Keep lets you keep certain columns or rows in your dataset while dropping the remaining rows or columns. Columns can be selected by name and rows can be selected by providing an expression or condition those rows must partially or wholly satisfy.

Format

Keep has several utterances you can use:

  • Keep the columns <column one name>, <column two name> ... <column N name> where <column name> <condition>. Keep the listed columns that satisfy the condition.
  • Keep the rows where <condition>. Keep all rows that satisfy the condition.
  • Keep the rows satisfying all of the conditions <condition one>, <condition two> ... <condition N>. Keep all rows that satisfy all of the conditions.
  • Keep the rows satisfying any of the conditions <condition one>, <condition two> ... <condition N>. Keep all rows that satisfy any of the conditions.

Parameters

Keep uses the following parameters:

  • column names (required). The names of the columns to keep.
  • condition (required for rows, optional for columns). A condition has of two parts:
    • column name. The column whose values to use in the condition.
    • expression. A row is kept if the value of the row in the specified column satisfies the condition. The available expressions include:
      • (not) between the numbers <X> to <Y>
      • (not) equal to the aggregate value...
      • (not) equal to the column <column name>
      • (not) equal to the math expression <expression>
      • (not) equal to the value <value>
      • (not) greater than <value>
      • (not) less than <value>
      • (not) null
      • (not) one of <value>
      • contains
      • does not contain
      • ends with
      • does not end with
      • matches the value
      • does not match the value
      • starts with
      • does not start with
      • is (on or) before/after the date <date>
      • is (not) in the last X <time part> (and Y <time part>). Keeps the rows that meet the criteria. Note that this expression is available only for temporal columns. The available options include:
        • second(s)
        • minute(s)
        • hour(s)
        • day(s)
        • week(s)
        • month(s)
        • year(s)

Output

If the columns or rows are successfully kept, the resulting dataset becomes [Dataset] v2 or the next incremental version value.

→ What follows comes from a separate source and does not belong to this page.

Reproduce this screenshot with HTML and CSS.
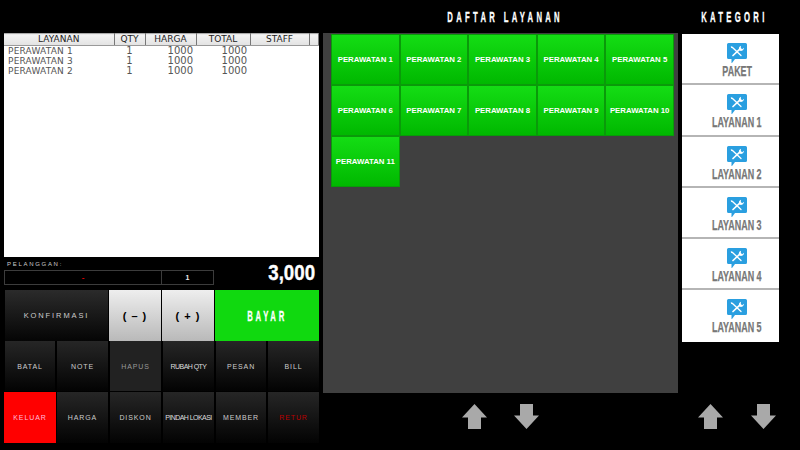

If the columns or rows can't be kept, an error message is logged in the chat box.

Examples

Consider a dataset called "Titanic" that contains information on each passenger, including the following columns:

  • Age. Their age.
  • Gender. Their gender.
  • Name. Their name.
  • PClass. Their class.
  • Survived. Whether they survived the disaster.

To keep only the Age and Gender columns, enter Keep the columns Age, Gender.

To keep only the Age and Gender columns where the passenger is between 20 and 40 years old, enter Keep the columns Age, Gender where Age is between the numbers 20 to 40.

To keep all rows where the passenger is female, enter Keep the rows where Gender is equal to the value female.

To keep all rows where the passenger is female and under 40 years old, enter Keep the rows satisfying all of the conditions Gender is equal to the value female, Age is less than 40.

To keep all rows where the passenger is female or first class, enter Keep the rows satisfying any of the conditions Gender is equal to the value female, Pclass is equal to the value 1.

Consider a different dataset that contained a "Date" column that contained values up to and including today's date. To keep all of the rows with a date greater than two weeks and eight days ago, enter Keep the rows where Date is not in the last 2 weeks and 8 days or Keep the rows where Date is not in the last 22 days.